Además de ser centro de la creación y centro de la reconciliación, Cristo es centro del pueblo de Dios. Y precisamente hoy está aquí, en el centro. Ahora está aquí en la Palabra, y estará aquí en el altar, vivo, presente, en medio de nosotros, su pueblo. Nos lo muestra la primera lectura, en la que se habla del día en que las tribus de Israel se acercaron a David y ante el Señor lo ungieron rey sobre todo Israel (cf. 2S 5,1-3). En la búsqueda de la figura ideal del rey, estos hombres buscaban a Dios mismo: un Dios que fuera cercano, que aceptara acompañar al hombre en su camino, que se hiciese hermano suyo.

Cristo, descendiente del rey David, es precisamente el «hermano» alrededor del cual se constituye el pueblo, que cuida de su pueblo, de todos nosotros, a precio de su vida. En él somos uno; un único pueblo unido a él, compartimos un solo camino, un solo destino. Sólo en él, en él como centro, encontramos la identidad como pueblo.

Y, por último, Cristo es el centro de la historia de la humanidad, y también el centro de la historia de todo hombre. A él podemos referir las alegrías y las esperanzas, las tristezas y las angustias que entretejen nuestra vida. Cuando Jesús es el centro, incluso los momentos más oscuros de nuestra existencia se iluminan, y nos da esperanza, como le sucedió al buen ladrón en el Evangelio de hoy.

Mientras todos se dirigen a Jesús con desprecio -«Si tú eres el Cristo, el Mesías Rey, sálvate a ti mismo bajando de la cruz»- aquel hombre, que se ha equivocado en la vida pero se arrepiente, al final se agarra a Jesús crucificado implorando: «Acuérdate de mí cuando llegues a tu reino» (Lc 23,42). Y Jesús le promete: «Hoy estarás conmigo en el paraíso» (v. 43): su Reino. Jesús sólo pronuncia la palabra del perdón, no la de la condena; y cuando el hombre encuentra el valor de pedir este perdón, el Señor no deja de atender una petición como esa.

Hoy todos podemos pensar en nuestra historia, nuestro camino. Cada uno de nosotros tiene su historia; cada uno tiene también sus equivocaciones, sus pecados, sus momentos felices y sus momentos tristes. En este día, nos vendrá bien pensar en nuestra historia, y mirar a Jesús, y desde el corazón repetirle a menudo, pero con el corazón, en silencio, cada uno de nosotros: “Acuérdate de mí, Señor, ahora que estás en tu Reino.

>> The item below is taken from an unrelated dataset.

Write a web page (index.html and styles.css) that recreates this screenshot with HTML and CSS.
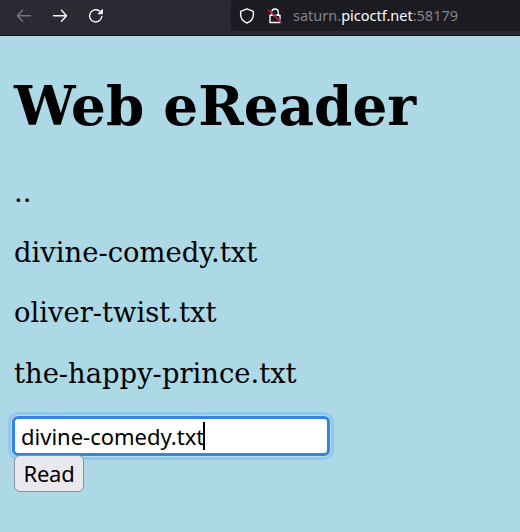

Jesús, acuérdate de mí, porque yo quiero ser bueno, quiero ser buena, pero me falta la fuerza, no puedo: soy pecador, soy pecadora. Pero, acuérdate de mí, Jesús. Tú puedes acordarte de mí porque tú estás en el centro, tú estás precisamente en tu Reino.” ¡Qué bien! Hagámoslo hoy todos, cada uno en su corazón, muchas veces. “Acuérdate de mí, Señor, tú que estás en el centro, tú que estás en tu Reino.”

La promesa de Jesús al buen ladrón nos da una gran esperanza: nos dice que la gracia de Dios es siempre más abundante que la plegaria que la ha pedido. El Señor siempre da más, es tan generoso, da siempre más de lo que se le pide: le pides que se acuerde de ti y te lleva a su Reino. Jesús es el centro de nuestros deseos de gozo y salvación. Vayamos todos juntos por este camino».

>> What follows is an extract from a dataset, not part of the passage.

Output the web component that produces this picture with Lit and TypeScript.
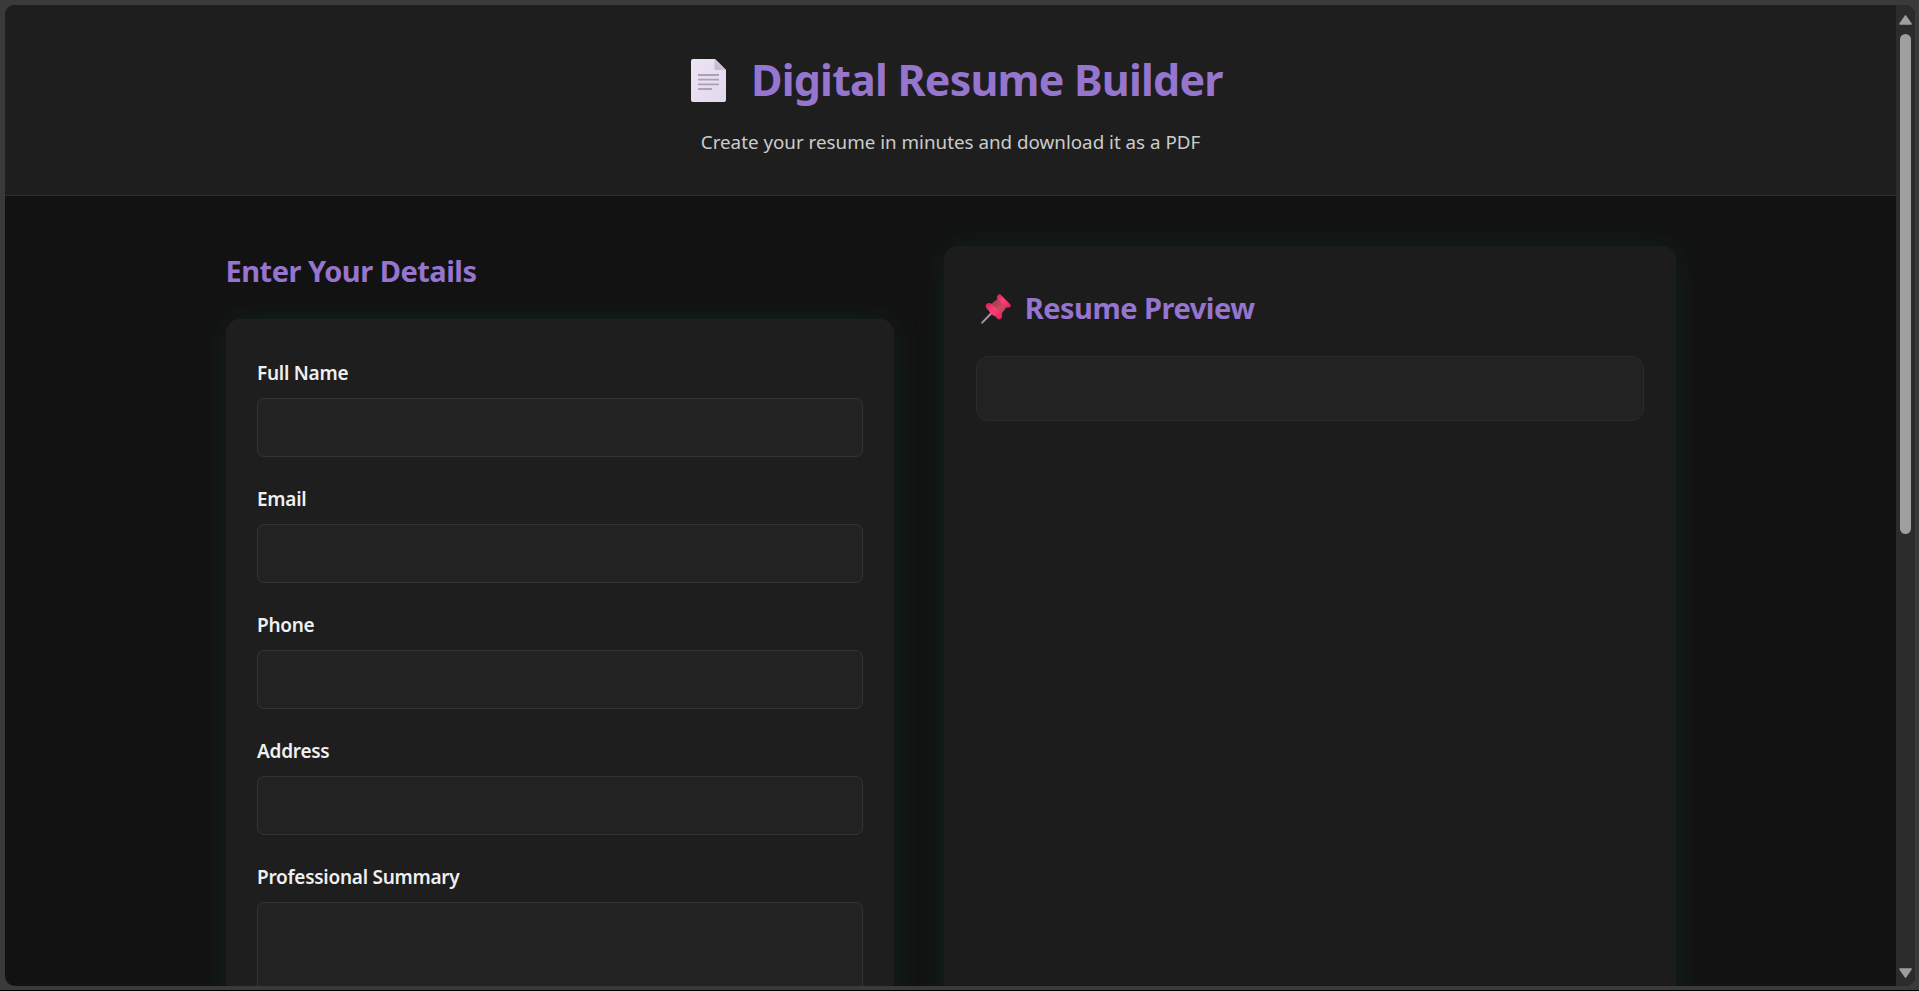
import { LitElement, html, css } from "lit";
import { customElement } from "lit/decorators.js";

const FIELDS = ["Full Name", "Email", "Phone", "Address"];

@customElement("app-root")
class AppRoot extends LitElement {
  static styles = css`
    :host {
      display: block;
      box-sizing: border-box;
      width: 100%;
      height: 991px;
      padding: 5px 4px 4px 5px;
      background: #3a3a3a;
      border-bottom: 1px solid #000;
      overflow: hidden;
      font-family: "Noto Sans", "Open Sans", sans-serif;
    }
    * {
      box-sizing: border-box;
    }
    .window {
      display: flex;
      height: 981px;
      border-radius: 10px;
      overflow: hidden;
      background: #121212;
    }
    .page {
      flex: 1;
      min-width: 0;
      overflow: hidden;
    }
    .header {
      height: 191px;
      padding-top: 45px;
      background: #1e1e1e;
      border-bottom: 1px solid #2c2c2c;
      display: flex;
      flex-direction: column;
      align-items: center;
    }
    h1,
    h2,
    p {
      margin: 0;
      white-space: nowrap;
    }
    h1 {
      display: flex;
      align-items: center;
      font-size: 43px;
      line-height: 60px;
      letter-spacing: -0.8px;
      color: #9575cd;
    }
    .doc {
      display: block;
      margin: 1px 24.7px 0 13px;
    }
    .header p {
      margin-top: 17px;
      font-size: 18.8px;
      line-height: 30px;
      color: #cccccc;
    }
    .columns {
      display: flex;
      align-items: flex-start;
      gap: 50px;
      padding: 50px 0 0 221px;
    }
    .details {
      width: 668px;
      padding-top: 5px;
    }
    h2 {
      display: flex;
      align-items: center;
      font-size: 29px;
      line-height: 40px;
      letter-spacing: -0.5px;
      color: #9575cd;
    }
    .details h2 {
      margin: 0 0 28px -0.5px;
    }
    .card {
      border-radius: 14px;
      box-shadow: 0 0 34px rgba(0, 200, 130, 0.09);
    }
    .form {
      height: 900px;
      padding: 41px 31px 0;
      background: #1e1e1e;
      display: flex;
      flex-direction: column;
      gap: 29px;
    }
    .field {
      display: flex;
      flex-direction: column;
      gap: 12px;
    }
    label {
      font-size: 19px;
      line-height: 26px;
      font-weight: 600;
      letter-spacing: -0.26px;
      color: #f0f0f0;
    }
    .control {
      display: block;
      width: 100%;
      height: 59px;
      margin: 0;
      padding: 15px;
      border: 1px solid #333;
      border-radius: 7px;
      background: #222;
      color: #f0f0f0;
      font: inherit;
      outline: none;
      resize: none;
    }
    .tall {
      height: 150px;
    }
    .preview {
      width: 732px;
      height: 980px;
      padding: 42px 32px 0;
      background: #1c1c1c;
    }
    .pin {
      display: block;
      margin: 1px 13.7px 0 5px;
    }
    .sheet {
      height: 65px;
      margin-top: 28px;
      border: 1px solid #2a2a2a;
      border-radius: 12px;
      background: #222;
    }
    .scrollbar {
      width: 19px;
      padding: 10px 0 8px;
      background: #2c2c2c;
      display: flex;
      flex-direction: column;
      align-items: center;
    }
    .scrollbar svg {
      display: block;
      margin-right: 1px;
    }
    .thumb {
      width: 11px;
      height: 500px;
      margin: 9px 0 auto;
      border-radius: 6px;
      background: #9f9f9f;
    }
  `;

  render() {
    return html`
      <div class="window">
        <div class="page">
          <header class="header">
            <h1>
              <svg class="doc" width="35" height="43" viewBox="0 0 35 43">
                <defs>
                  <linearGradient id="sheet" x1="0" y1="0" x2="1" y2="1">
                    <stop offset="0" stop-color="#ece4f3" />
                    <stop offset="1" stop-color="#e3d8ee" />
                  </linearGradient>
                  <linearGradient id="fold" x1="0" y1="1" x2="1" y2="0">
                    <stop offset="0" stop-color="#bdb6c2" />
                    <stop offset="1" stop-color="#ddd6e3" />
                  </linearGradient>
                </defs>
                <path d="M2 0H24L35 11V41a2 2 0 0 1-2 2H2a2 2 0 0 1-2-2V2a2 2 0 0 1 2-2Z" fill="url(#sheet)" />
                <path d="M23.5 0H24L35 11H25.500a2 2 0 0 1-2-2Z" fill="url(#fold)" />
                <path d="M7 16H28M7 20.700H28M7 25.300H28M7 30H21" stroke="#aaa2b3" stroke-width="1.800" />
              </svg>
              <span>Digital Resume Builder</span>
            </h1>
            <p>Create your resume in minutes and download it as a PDF</p>
          </header>
          <main class="columns">
            <section class="details">
              <h2>Enter Your Details</h2>
              <div class="card form">
                ${FIELDS.map(
                  (name, i) => html`<div class="field">
                    <label for="f${i}">${name}</label>
                    <input class="control" id="f${i}" />
                  </div>`
                )}
                <div class="field">
                  <label for="summary">Professional Summary</label>
                  <textarea class="control tall" id="summary"></textarea>
                </div>
              </div>
            </section>
            <section class="card preview">
              <h2>
                <svg class="pin" width="30" height="30" viewBox="0 0 30 30">
                  <defs>
                    <linearGradient id="disc" x1="0" y1="0" x2="1" y2="1">
                      <stop offset="0" stop-color="#d81b5c" />
                      <stop offset="0.45" stop-color="#fb4273" />
                      <stop offset="1" stop-color="#e81e58" />
                    </linearGradient>
                    <linearGradient id="neck" x1="0" y1="0" x2="1" y2="1">
                      <stop offset="0" stop-color="#94304c" />
                      <stop offset="0.6" stop-color="#cf4760" />
                      <stop offset="1" stop-color="#b63552" />
                    </linearGradient>
                  </defs>
                  <path d="M1.200 28.600L10.500 19" stroke="#a096a6" stroke-width="2" stroke-linecap="round" />
                  <path d="M9.500 10.500L17.500 4L26 12.500L20 20.500Z" fill="url(#neck)" />
                  <path d="M4.500 11.500Q6.500 8 10 9.500L20.500 19.500Q22.500 23.500 18.500 25.500Q16 25 14.500 22.500Q10 21 7.500 16.500Q4.500 14.500 4.500 11.500Z" fill="url(#disc)" />
                  <path d="M16 2.500Q16.800 0 19 0L29.500 10.500Q30.500 13 27.500 13.600Q25.500 13.800 24 12.500L17.500 6Q15.600 4.500 16 2.500Z" fill="url(#disc)" />
                </svg>
                <span>Resume Preview</span>
              </h2>
              <div class="sheet"></div>
            </section>
          </main>
        </div>
        <div class="scrollbar">
          <svg width="13" height="10" viewBox="0 0 13 10">
            <path d="M6.500 1L12 9H1Z" fill="#9f9f9f" stroke="#9f9f9f" stroke-width="1.600" stroke-linejoin="round" />
          </svg>
          <div class="thumb"></div>
          <svg width="13" height="10" viewBox="0 0 13 10">
            <path d="M6.500 9L12 1H1Z" fill="#9f9f9f" stroke="#9f9f9f" stroke-width="1.600" stroke-linejoin="round" />
          </svg>
        </div>
      </div>
    `;
  }
}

Papa Francisco. Homilía en la Solemnidad de Cristo Rey. 24 de noviembre del 2013

Vivamos nuestro Domingo a lo largo de la semana

1. «Es necesario que Él reine» (1Cor 15, 25), escribió San Pablo refiriéndose a Cristo. ¿Qué tanta importancia le doy a mi relación con Jesús? ¿Qué espacio ocupa en mi vida, en mi familia?

2. «No ha venido a ser servido, sino a servir y a dar su vida como rescate por muchos» (Mt 20, 28). ¿Yo entiendo que debo de ejercer la autoridad como un puesto de servicio?

3. Leamos en el Catecismo de la Iglesia Católica los numerales: 446- 483.